Source material.
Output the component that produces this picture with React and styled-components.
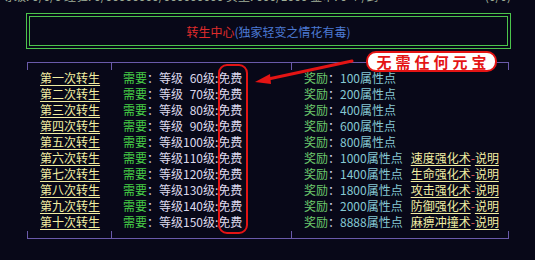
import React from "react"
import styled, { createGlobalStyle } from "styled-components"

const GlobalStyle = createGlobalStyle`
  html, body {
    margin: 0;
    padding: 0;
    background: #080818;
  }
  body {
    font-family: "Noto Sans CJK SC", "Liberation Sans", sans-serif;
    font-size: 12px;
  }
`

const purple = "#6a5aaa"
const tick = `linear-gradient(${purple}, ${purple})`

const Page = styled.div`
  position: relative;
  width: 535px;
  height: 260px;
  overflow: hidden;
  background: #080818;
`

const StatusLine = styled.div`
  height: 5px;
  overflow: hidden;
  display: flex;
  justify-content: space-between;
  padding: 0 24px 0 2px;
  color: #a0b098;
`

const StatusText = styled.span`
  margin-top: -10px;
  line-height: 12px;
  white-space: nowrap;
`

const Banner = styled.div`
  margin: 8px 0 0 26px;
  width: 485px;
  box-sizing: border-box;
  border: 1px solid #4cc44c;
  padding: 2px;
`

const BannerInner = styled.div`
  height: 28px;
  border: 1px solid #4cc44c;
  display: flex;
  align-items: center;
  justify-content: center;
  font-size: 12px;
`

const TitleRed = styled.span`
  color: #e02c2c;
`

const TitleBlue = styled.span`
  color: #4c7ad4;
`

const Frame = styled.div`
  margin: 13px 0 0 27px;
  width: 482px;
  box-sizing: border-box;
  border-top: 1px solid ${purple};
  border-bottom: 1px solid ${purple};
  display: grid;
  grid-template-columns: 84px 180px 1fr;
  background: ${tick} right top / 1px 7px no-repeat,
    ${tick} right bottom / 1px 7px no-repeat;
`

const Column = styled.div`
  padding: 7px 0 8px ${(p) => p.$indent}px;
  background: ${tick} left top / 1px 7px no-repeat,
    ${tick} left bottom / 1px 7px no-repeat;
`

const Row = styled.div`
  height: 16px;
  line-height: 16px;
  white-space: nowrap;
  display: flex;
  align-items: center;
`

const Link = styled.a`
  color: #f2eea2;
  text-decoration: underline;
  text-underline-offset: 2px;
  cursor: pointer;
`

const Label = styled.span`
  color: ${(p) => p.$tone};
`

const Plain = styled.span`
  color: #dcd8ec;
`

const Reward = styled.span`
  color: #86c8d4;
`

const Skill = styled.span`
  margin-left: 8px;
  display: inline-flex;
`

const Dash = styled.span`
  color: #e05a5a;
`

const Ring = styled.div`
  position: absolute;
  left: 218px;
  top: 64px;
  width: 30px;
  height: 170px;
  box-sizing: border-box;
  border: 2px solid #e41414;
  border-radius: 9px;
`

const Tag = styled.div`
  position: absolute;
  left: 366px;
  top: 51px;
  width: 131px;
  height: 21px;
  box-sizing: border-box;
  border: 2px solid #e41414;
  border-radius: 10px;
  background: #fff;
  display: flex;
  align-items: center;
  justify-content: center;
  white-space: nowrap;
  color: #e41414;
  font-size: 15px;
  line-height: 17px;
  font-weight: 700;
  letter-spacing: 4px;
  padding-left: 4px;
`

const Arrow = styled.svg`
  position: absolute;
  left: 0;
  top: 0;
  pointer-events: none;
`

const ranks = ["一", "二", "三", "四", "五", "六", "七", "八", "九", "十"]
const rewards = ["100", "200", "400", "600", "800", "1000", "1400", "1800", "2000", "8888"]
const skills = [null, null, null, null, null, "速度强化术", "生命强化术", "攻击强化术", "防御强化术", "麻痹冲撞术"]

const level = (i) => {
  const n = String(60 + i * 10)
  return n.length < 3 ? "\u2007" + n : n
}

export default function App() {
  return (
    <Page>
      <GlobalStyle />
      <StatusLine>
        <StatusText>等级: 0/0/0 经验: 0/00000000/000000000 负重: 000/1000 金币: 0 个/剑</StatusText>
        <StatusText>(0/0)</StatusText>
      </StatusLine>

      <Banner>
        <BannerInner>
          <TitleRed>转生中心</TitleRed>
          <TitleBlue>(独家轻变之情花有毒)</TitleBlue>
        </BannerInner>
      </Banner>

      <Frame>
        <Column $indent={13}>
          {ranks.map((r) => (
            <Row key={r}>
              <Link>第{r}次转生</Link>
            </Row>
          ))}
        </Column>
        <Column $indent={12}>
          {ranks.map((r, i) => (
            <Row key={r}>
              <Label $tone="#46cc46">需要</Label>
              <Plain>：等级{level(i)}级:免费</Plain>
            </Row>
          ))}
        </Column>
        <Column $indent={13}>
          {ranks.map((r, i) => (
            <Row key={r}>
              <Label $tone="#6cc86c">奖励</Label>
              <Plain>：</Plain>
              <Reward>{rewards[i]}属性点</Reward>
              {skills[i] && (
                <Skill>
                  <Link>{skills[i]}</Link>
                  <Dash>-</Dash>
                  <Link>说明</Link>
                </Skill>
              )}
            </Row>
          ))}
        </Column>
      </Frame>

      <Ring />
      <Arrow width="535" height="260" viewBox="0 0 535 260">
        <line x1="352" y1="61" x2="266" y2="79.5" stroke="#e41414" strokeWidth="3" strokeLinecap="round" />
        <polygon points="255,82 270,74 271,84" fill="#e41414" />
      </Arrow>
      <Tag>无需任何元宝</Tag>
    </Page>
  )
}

Request. Lines that hold "React" are the ones to copy; find all of them.

Expected answer.
Output the component that produces this picture with React and styled-components.
import React from "react"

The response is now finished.